Using the CVS server
- We won't be using the CVS server this year.
22 Sep enrollment information
- CDS 101: 3 students enrolled, all juniors. 2 ACM, 1 CNS
- CDS 110a: 44 students enrolled. 1 sophomore (ACM), 19 juniors, 21 seniors, 3 G2s (2 EE, 1 SS). Option breakdown for juniors and seniors: Ae (5), ChE (1), CNS (1), CS (1), EE (5), Ge(1), Ma(1), ME (24), Ph (1)
- We'll probably have 15-20 first year graduate students (based on past years), so a total class size of about 65 students.

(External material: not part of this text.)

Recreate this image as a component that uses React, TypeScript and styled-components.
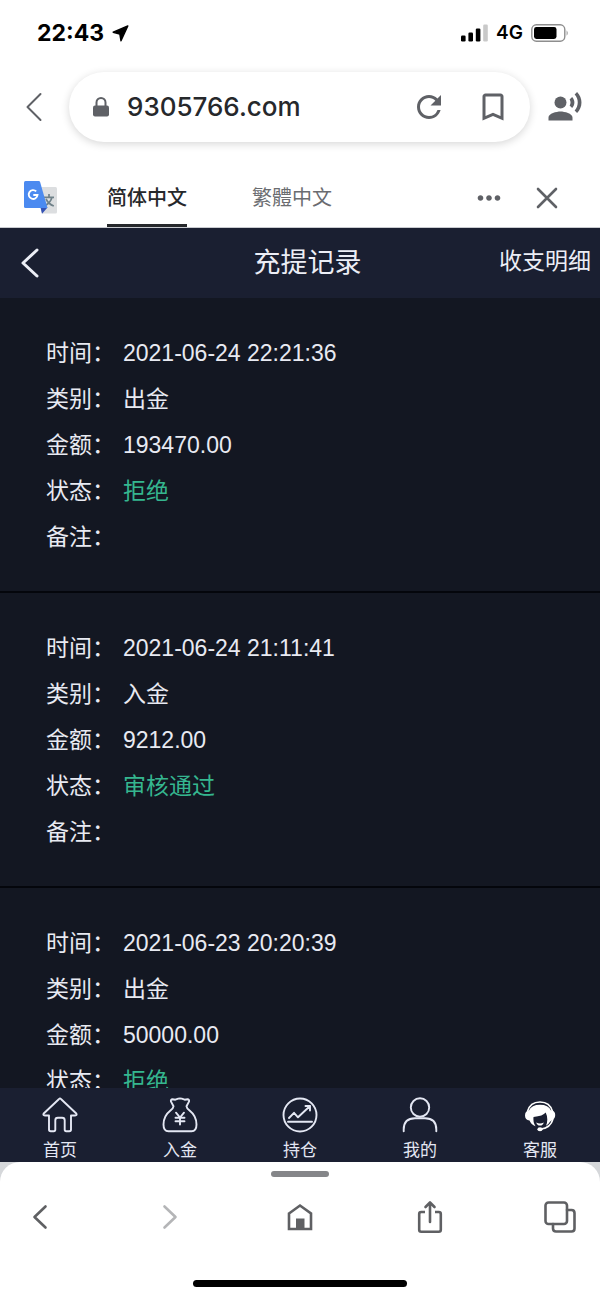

- Review the structure and features of CDS 101/110a
- Decide on assignments of tasks for the term
CDS 101 vs CDS 110a
- Two courses taught through shared lectures
- CDS 101: principles and tools; aimed at non-specialists
- CDS 110: principles, tools and derivations: aimed at engineering audience
- Monday lecture: overview of material for the week; shared
- Wednesday lecture: CDS 110 only; more detailed analysis, proofs, etc
- Friday recitation (new this year): work through one of the problems on the homework
- Typically have 70-80 students per year (up 100% from a decade ago)
- Students come from a wide variety of backgrounds (ME, Ae, EE, BE, CS, APh, ...)
- Most students are in CDS 110; 2-8 students in CDS 101
- Recitation sections may be used to cater to different audiences
- Course wiki
- Mud cards
- MP3 files for lectures
- Hours reported on homework
- Background, midterm and final surveys
- All recitations will be on Fridays, 2-3 pm
- Recitations will work through one problem from homework set on the board/computer
- Can we tune the recitations to be useful for students with a different background?